## Begin
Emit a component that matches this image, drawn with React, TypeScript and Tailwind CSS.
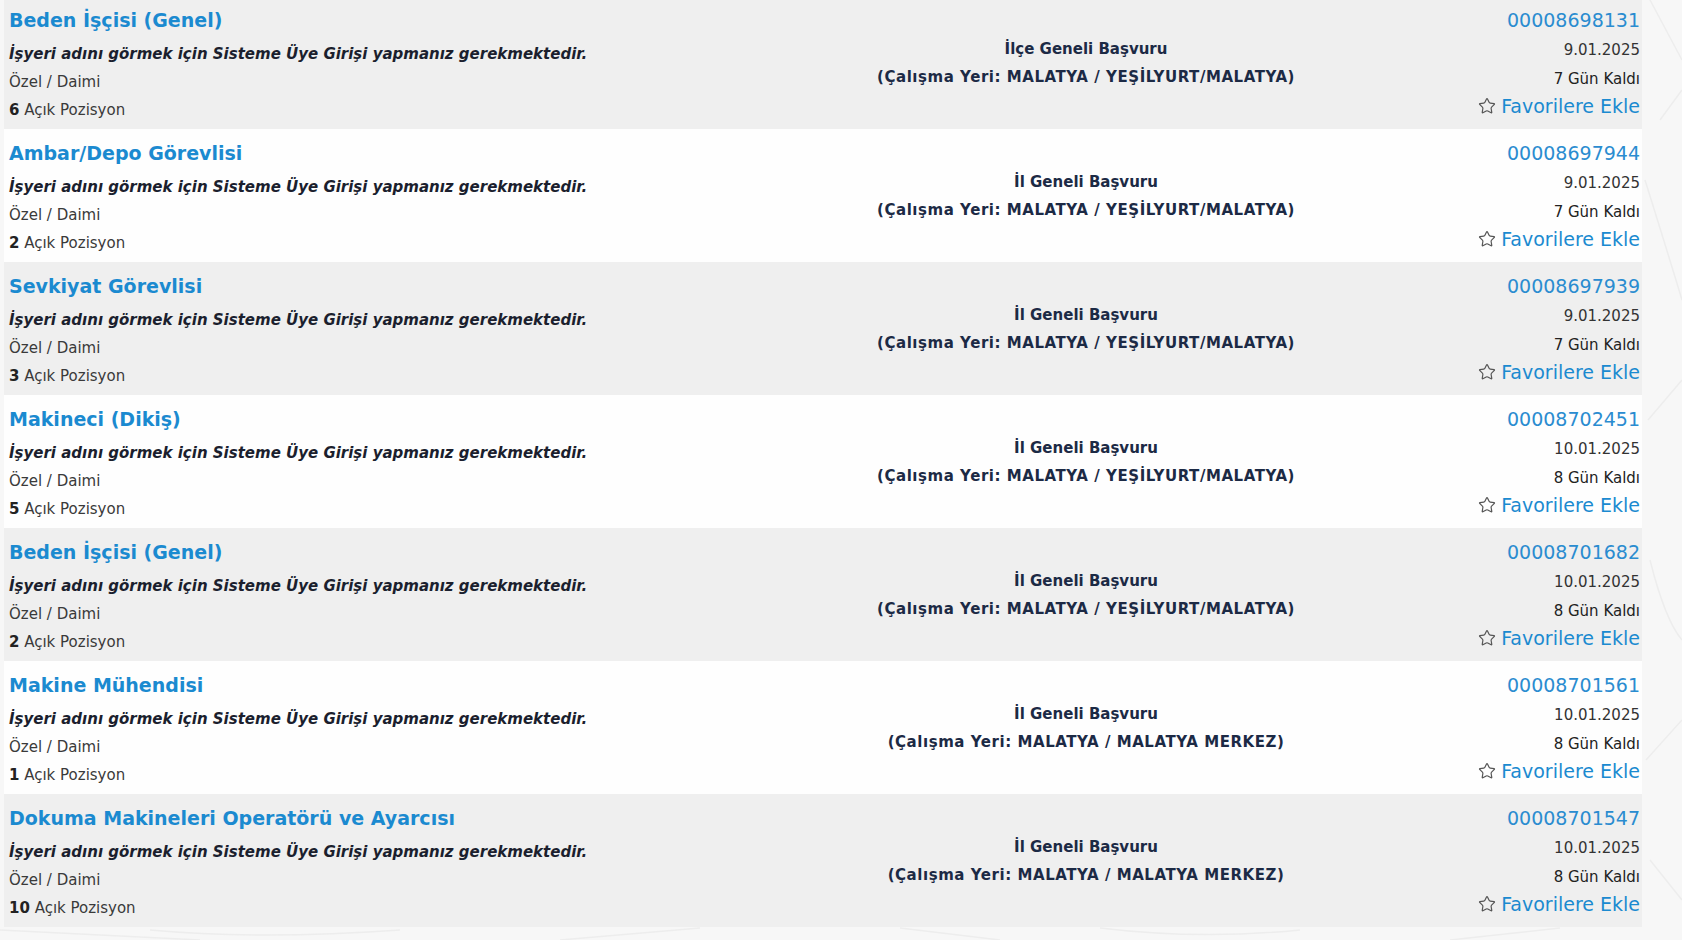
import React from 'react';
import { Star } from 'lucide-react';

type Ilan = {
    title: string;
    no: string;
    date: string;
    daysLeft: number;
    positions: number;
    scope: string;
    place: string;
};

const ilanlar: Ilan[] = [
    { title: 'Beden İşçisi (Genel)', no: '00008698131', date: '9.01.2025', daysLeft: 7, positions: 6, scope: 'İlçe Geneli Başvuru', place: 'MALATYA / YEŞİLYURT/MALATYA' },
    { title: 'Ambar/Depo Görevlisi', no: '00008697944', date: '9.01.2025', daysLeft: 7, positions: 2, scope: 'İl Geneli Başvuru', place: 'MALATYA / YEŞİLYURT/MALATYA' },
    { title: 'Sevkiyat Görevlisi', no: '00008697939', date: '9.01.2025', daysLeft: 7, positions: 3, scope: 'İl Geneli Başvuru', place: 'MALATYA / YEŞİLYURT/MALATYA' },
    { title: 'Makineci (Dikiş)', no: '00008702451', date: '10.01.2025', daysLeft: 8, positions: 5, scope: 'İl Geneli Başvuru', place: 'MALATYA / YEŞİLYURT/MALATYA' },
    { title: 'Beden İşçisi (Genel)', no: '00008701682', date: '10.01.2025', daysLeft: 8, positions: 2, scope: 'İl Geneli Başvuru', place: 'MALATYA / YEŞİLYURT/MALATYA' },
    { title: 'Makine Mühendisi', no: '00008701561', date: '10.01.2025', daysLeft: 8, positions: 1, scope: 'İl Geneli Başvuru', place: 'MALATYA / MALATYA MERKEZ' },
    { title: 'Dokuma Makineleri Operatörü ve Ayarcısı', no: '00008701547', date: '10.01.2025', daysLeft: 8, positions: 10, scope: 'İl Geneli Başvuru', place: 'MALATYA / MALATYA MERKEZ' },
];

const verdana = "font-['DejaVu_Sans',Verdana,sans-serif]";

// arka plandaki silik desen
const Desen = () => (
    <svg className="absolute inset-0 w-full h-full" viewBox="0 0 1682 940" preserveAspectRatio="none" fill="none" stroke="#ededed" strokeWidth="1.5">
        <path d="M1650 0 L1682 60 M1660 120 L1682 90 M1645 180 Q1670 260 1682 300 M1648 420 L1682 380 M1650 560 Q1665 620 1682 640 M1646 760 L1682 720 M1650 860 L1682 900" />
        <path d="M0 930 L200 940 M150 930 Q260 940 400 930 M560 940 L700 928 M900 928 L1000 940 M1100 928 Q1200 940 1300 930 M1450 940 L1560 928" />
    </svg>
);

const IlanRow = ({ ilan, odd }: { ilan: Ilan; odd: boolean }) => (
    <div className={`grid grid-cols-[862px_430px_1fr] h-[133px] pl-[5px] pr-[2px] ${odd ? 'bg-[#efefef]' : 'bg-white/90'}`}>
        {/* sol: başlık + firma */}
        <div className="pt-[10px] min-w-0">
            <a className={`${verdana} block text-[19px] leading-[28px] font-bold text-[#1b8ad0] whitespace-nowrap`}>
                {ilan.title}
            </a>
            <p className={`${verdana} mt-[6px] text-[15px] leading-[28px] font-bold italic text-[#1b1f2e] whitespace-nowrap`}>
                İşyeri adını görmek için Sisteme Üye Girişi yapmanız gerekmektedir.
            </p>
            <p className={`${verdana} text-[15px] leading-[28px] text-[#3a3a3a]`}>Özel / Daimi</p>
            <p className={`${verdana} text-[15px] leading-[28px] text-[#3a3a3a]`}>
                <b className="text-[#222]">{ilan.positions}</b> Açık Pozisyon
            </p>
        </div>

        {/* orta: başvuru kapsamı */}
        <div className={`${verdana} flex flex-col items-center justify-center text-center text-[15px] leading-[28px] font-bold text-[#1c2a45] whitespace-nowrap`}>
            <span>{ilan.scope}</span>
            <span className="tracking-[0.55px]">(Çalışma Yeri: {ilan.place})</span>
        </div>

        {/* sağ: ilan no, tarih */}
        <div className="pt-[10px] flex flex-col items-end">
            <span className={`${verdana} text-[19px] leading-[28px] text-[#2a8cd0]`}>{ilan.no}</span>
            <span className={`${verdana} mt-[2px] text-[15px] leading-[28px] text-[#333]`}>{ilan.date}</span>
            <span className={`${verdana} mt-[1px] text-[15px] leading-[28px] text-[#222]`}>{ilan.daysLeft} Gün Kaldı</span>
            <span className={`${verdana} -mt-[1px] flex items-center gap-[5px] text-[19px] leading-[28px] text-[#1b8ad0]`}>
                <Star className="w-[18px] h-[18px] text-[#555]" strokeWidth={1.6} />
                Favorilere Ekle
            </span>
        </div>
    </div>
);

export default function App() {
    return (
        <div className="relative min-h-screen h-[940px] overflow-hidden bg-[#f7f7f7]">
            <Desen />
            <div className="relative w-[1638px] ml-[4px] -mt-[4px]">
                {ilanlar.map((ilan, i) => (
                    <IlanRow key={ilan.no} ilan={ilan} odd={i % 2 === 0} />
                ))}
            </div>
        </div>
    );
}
## End
### [Written request]
Quote in full the listing given above; the images are to be left out.

### [Completed task]
Emit a component that matches this image, drawn with React, TypeScript and Tailwind CSS.
import React from 'react';
import { Star } from 'lucide-react';

type Ilan = {
    title: string;
    no: string;
    date: string;
    daysLeft: number;
    positions: number;
    scope: string;
    place: string;
};

const ilanlar: Ilan[] = [
    { title: 'Beden İşçisi (Genel)', no: '00008698131', date: '9.01.2025', daysLeft: 7, positions: 6, scope: 'İlçe Geneli Başvuru', place: 'MALATYA / YEŞİLYURT/MALATYA' },
    { title: 'Ambar/Depo Görevlisi', no: '00008697944', date: '9.01.2025', daysLeft: 7, positions: 2, scope: 'İl Geneli Başvuru', place: 'MALATYA / YEŞİLYURT/MALATYA' },
    { title: 'Sevkiyat Görevlisi', no: '00008697939', date: '9.01.2025', daysLeft: 7, positions: 3, scope: 'İl Geneli Başvuru', place: 'MALATYA / YEŞİLYURT/MALATYA' },
    { title: 'Makineci (Dikiş)', no: '00008702451', date: '10.01.2025', daysLeft: 8, positions: 5, scope: 'İl Geneli Başvuru', place: 'MALATYA / YEŞİLYURT/MALATYA' },
    { title: 'Beden İşçisi (Genel)', no: '00008701682', date: '10.01.2025', daysLeft: 8, positions: 2, scope: 'İl Geneli Başvuru', place: 'MALATYA / YEŞİLYURT/MALATYA' },
    { title: 'Makine Mühendisi', no: '00008701561', date: '10.01.2025', daysLeft: 8, positions: 1, scope: 'İl Geneli Başvuru', place: 'MALATYA / MALATYA MERKEZ' },
    { title: 'Dokuma Makineleri Operatörü ve Ayarcısı', no: '00008701547', date: '10.01.2025', daysLeft: 8, positions: 10, scope: 'İl Geneli Başvuru', place: 'MALATYA / MALATYA MERKEZ' },
];

const verdana = "font-['DejaVu_Sans',Verdana,sans-serif]";

// arka plandaki silik desen
const Desen = () => (
    <svg className="absolute inset-0 w-full h-full" viewBox="0 0 1682 940" preserveAspectRatio="none" fill="none" stroke="#ededed" strokeWidth="1.5">
        <path d="M1650 0 L1682 60 M1660 120 L1682 90 M1645 180 Q1670 260 1682 300 M1648 420 L1682 380 M1650 560 Q1665 620 1682 640 M1646 760 L1682 720 M1650 860 L1682 900" />
        <path d="M0 930 L200 940 M150 930 Q260 940 400 930 M560 940 L700 928 M900 928 L1000 940 M1100 928 Q1200 940 1300 930 M1450 940 L1560 928" />
    </svg>
);

const IlanRow = ({ ilan, odd }: { ilan: Ilan; odd: boolean }) => (
    <div className={`grid grid-cols-[862px_430px_1fr] h-[133px] pl-[5px] pr-[2px] ${odd ? 'bg-[#efefef]' : 'bg-white/90'}`}>
        {/* sol: başlık + firma */}
        <div className="pt-[10px] min-w-0">
            <a className={`${verdana} block text-[19px] leading-[28px] font-bold text-[#1b8ad0] whitespace-nowrap`}>
                {ilan.title}
            </a>
            <p className={`${verdana} mt-[6px] text-[15px] leading-[28px] font-bold italic text-[#1b1f2e] whitespace-nowrap`}>
                İşyeri adını görmek için Sisteme Üye Girişi yapmanız gerekmektedir.
            </p>
            <p className={`${verdana} text-[15px] leading-[28px] text-[#3a3a3a]`}>Özel / Daimi</p>
            <p className={`${verdana} text-[15px] leading-[28px] text-[#3a3a3a]`}>
                <b className="text-[#222]">{ilan.positions}</b> Açık Pozisyon
            </p>
        </div>

        {/* orta: başvuru kapsamı */}
        <div className={`${verdana} flex flex-col items-center justify-center text-center text-[15px] leading-[28px] font-bold text-[#1c2a45] whitespace-nowrap`}>
            <span>{ilan.scope}</span>
            <span className="tracking-[0.55px]">(Çalışma Yeri: {ilan.place})</span>
        </div>

        {/* sağ: ilan no, tarih */}
        <div className="pt-[10px] flex flex-col items-end">
            <span className={`${verdana} text-[19px] leading-[28px] text-[#2a8cd0]`}>{ilan.no}</span>
            <span className={`${verdana} mt-[2px] text-[15px] leading-[28px] text-[#333]`}>{ilan.date}</span>
            <span className={`${verdana} mt-[1px] text-[15px] leading-[28px] text-[#222]`}>{ilan.daysLeft} Gün Kaldı</span>
            <span className={`${verdana} -mt-[1px] flex items-center gap-[5px] text-[19px] leading-[28px] text-[#1b8ad0]`}>
                <Star className="w-[18px] h-[18px] text-[#555]" strokeWidth={1.6} />
                Favorilere Ekle
            </span>
        </div>
    </div>
);

export default function App() {
    return (
        <div className="relative min-h-screen h-[940px] overflow-hidden bg-[#f7f7f7]">
            <Desen />
            <div className="relative w-[1638px] ml-[4px] -mt-[4px]">
                {ilanlar.map((ilan, i) => (
                    <IlanRow key={ilan.no} ilan={ilan} odd={i % 2 === 0} />
                ))}
            </div>
        </div>
    );
}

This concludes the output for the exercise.